Task statement: Reproduce all lines of the listing below in which the word "styles" occurs.

Given data:
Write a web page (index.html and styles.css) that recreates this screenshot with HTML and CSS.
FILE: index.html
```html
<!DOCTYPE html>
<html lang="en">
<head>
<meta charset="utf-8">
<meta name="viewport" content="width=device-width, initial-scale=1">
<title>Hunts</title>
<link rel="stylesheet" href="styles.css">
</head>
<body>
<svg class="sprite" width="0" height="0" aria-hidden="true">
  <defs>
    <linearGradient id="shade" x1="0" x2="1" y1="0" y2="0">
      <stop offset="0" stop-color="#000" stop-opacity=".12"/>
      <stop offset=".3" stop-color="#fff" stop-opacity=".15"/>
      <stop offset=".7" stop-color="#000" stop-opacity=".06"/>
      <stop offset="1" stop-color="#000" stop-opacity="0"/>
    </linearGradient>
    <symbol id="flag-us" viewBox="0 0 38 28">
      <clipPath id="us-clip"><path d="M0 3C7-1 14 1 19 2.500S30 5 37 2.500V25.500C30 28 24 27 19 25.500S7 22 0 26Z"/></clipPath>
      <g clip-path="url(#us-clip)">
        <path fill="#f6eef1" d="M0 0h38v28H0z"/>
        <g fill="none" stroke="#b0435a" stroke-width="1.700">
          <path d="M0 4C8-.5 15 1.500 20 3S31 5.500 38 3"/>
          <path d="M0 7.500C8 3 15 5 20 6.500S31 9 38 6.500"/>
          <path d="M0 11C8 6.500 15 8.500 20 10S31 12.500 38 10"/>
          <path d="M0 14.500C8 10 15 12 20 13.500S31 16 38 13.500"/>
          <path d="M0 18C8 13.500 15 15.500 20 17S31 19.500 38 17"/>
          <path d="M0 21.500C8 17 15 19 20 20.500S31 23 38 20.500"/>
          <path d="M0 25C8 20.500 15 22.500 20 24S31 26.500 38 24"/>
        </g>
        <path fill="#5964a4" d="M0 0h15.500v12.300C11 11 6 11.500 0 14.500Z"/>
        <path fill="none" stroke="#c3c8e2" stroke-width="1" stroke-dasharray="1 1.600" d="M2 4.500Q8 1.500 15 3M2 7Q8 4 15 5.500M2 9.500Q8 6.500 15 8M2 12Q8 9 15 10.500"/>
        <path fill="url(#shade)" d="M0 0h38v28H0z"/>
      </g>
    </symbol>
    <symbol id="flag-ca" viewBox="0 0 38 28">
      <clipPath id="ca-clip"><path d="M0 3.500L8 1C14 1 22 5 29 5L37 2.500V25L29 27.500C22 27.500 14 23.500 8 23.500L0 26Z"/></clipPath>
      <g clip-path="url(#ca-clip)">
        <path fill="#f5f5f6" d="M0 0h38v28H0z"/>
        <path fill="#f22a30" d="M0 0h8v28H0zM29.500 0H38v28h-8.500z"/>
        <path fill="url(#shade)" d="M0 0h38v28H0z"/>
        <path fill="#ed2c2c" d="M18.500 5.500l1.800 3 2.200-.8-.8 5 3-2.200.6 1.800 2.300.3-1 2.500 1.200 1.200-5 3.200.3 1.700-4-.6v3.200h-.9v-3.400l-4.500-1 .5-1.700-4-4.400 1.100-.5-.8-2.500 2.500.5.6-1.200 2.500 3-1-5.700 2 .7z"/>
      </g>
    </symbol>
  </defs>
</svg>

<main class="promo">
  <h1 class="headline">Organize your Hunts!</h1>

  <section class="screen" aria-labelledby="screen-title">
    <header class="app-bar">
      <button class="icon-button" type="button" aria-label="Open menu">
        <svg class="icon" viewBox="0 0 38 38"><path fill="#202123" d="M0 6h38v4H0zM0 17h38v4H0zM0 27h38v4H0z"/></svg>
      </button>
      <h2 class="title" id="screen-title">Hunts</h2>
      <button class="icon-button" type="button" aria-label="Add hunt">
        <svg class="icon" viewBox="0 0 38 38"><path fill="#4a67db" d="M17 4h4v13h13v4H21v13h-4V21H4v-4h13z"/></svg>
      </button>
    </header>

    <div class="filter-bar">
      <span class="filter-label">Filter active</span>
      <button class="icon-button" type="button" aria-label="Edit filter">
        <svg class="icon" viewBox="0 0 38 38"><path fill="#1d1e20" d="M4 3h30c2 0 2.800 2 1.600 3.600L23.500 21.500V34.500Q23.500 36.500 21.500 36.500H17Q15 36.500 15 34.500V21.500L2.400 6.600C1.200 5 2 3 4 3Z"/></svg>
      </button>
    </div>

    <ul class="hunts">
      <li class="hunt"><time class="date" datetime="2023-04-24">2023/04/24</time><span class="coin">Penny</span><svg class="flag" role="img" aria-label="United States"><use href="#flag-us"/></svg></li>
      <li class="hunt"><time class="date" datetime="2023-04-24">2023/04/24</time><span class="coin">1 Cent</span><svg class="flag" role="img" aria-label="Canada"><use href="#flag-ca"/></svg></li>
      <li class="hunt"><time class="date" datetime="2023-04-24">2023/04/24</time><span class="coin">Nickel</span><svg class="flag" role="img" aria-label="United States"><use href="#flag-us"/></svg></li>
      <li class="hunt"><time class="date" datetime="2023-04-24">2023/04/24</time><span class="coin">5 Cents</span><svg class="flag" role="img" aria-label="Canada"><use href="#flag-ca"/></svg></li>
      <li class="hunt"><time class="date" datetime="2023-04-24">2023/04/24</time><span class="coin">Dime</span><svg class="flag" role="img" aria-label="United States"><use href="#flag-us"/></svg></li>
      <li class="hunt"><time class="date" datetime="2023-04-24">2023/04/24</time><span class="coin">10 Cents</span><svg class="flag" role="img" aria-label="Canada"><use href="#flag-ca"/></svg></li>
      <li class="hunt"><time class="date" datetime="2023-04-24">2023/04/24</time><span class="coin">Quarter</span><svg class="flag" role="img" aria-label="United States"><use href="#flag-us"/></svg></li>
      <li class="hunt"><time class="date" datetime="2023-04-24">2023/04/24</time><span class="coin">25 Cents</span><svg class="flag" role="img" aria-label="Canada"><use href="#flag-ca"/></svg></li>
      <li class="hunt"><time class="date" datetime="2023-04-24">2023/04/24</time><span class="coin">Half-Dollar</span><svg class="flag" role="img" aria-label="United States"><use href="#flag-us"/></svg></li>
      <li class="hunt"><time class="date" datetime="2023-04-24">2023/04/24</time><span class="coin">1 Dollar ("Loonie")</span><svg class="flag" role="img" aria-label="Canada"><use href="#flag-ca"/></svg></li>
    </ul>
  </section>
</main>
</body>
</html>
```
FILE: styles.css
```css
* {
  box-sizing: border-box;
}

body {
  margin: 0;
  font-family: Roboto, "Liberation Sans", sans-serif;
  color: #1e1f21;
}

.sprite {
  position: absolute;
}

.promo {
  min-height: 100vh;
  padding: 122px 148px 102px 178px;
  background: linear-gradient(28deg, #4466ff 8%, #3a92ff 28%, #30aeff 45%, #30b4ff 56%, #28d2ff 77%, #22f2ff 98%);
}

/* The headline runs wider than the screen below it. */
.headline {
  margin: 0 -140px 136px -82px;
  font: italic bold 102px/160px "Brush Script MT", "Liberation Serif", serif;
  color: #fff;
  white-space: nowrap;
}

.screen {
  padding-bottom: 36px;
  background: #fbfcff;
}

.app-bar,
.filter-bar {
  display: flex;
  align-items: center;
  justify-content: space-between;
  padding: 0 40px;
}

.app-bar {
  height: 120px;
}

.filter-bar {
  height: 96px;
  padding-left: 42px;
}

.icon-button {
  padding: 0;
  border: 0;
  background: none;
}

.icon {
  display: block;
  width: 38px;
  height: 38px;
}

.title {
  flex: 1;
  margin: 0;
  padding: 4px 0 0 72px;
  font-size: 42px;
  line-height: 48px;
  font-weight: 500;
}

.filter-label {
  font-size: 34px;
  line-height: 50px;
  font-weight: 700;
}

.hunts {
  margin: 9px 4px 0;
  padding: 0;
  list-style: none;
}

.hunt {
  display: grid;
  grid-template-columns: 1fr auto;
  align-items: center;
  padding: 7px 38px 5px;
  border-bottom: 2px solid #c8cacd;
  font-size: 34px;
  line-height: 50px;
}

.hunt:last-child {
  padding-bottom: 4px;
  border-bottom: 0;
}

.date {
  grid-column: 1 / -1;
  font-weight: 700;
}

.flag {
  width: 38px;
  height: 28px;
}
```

Response for this exercise:
Write a web page (index.html and styles.css) that recreates this screenshot with HTML and CSS.
<link rel="stylesheet" href="styles.css">
FILE: styles.css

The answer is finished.